- **Required work**
Nothing in the data should change when you return it, but leave the pictures out.

____________

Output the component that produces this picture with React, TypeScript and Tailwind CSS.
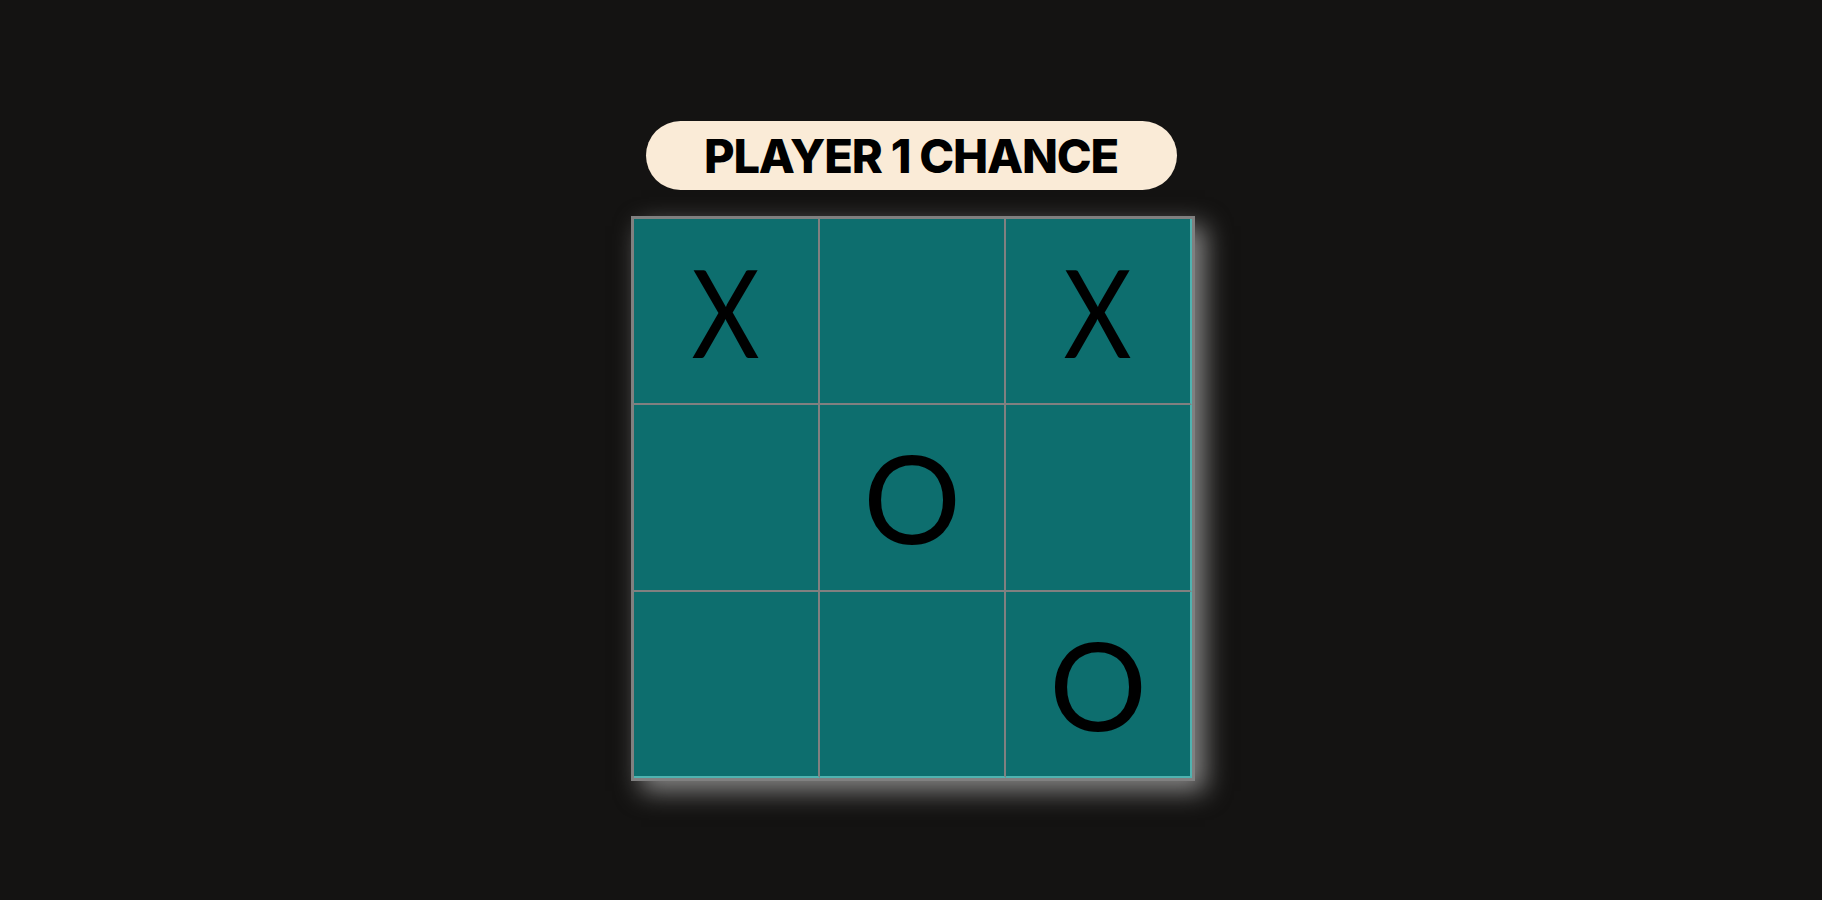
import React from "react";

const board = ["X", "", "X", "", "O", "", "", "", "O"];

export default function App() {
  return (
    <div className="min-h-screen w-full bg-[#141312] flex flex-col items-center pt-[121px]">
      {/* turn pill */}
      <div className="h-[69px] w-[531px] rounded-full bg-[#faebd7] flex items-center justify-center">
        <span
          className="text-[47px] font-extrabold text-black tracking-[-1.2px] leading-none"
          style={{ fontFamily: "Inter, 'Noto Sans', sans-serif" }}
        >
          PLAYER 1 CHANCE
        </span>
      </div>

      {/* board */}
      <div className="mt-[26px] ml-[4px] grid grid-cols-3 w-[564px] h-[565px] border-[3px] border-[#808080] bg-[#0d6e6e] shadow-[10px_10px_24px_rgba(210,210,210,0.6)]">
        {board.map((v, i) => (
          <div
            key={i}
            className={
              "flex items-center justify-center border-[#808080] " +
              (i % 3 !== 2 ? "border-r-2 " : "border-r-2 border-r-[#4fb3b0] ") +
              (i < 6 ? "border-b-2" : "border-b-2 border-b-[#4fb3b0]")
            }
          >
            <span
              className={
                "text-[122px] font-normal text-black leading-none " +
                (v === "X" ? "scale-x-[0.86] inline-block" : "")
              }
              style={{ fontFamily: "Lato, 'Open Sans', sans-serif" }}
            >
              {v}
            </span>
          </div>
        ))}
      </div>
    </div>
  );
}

____________

- **Solution for this problem**
Output the component that produces this picture with React, TypeScript and Tailwind CSS.
import React from "react";

const board = ["X", "", "X", "", "O", "", "", "", "O"];

export default function App() {
  return (
    <div className="min-h-screen w-full bg-[#141312] flex flex-col items-center pt-[121px]">
      {/* turn pill */}
      <div className="h-[69px] w-[531px] rounded-full bg-[#faebd7] flex items-center justify-center">
        <span
          className="text-[47px] font-extrabold text-black tracking-[-1.2px] leading-none"
          style={{ fontFamily: "Inter, 'Noto Sans', sans-serif" }}
        >
          PLAYER 1 CHANCE
        </span>
      </div>

      {/* board */}
      <div className="mt-[26px] ml-[4px] grid grid-cols-3 w-[564px] h-[565px] border-[3px] border-[#808080] bg-[#0d6e6e] shadow-[10px_10px_24px_rgba(210,210,210,0.6)]">
        {board.map((v, i) => (
          <div
            key={i}
            className={
              "flex items-center justify-center border-[#808080] " +
              (i % 3 !== 2 ? "border-r-2 " : "border-r-2 border-r-[#4fb3b0] ") +
              (i < 6 ? "border-b-2" : "border-b-2 border-b-[#4fb3b0]")
            }
          >
            <span
              className={
                "text-[122px] font-normal text-black leading-none " +
                (v === "X" ? "scale-x-[0.86] inline-block" : "")
              }
              style={{ fontFamily: "Lato, 'Open Sans', sans-serif" }}
            >
              {v}
            </span>
          </div>
        ))}
      </div>
    </div>
  );
}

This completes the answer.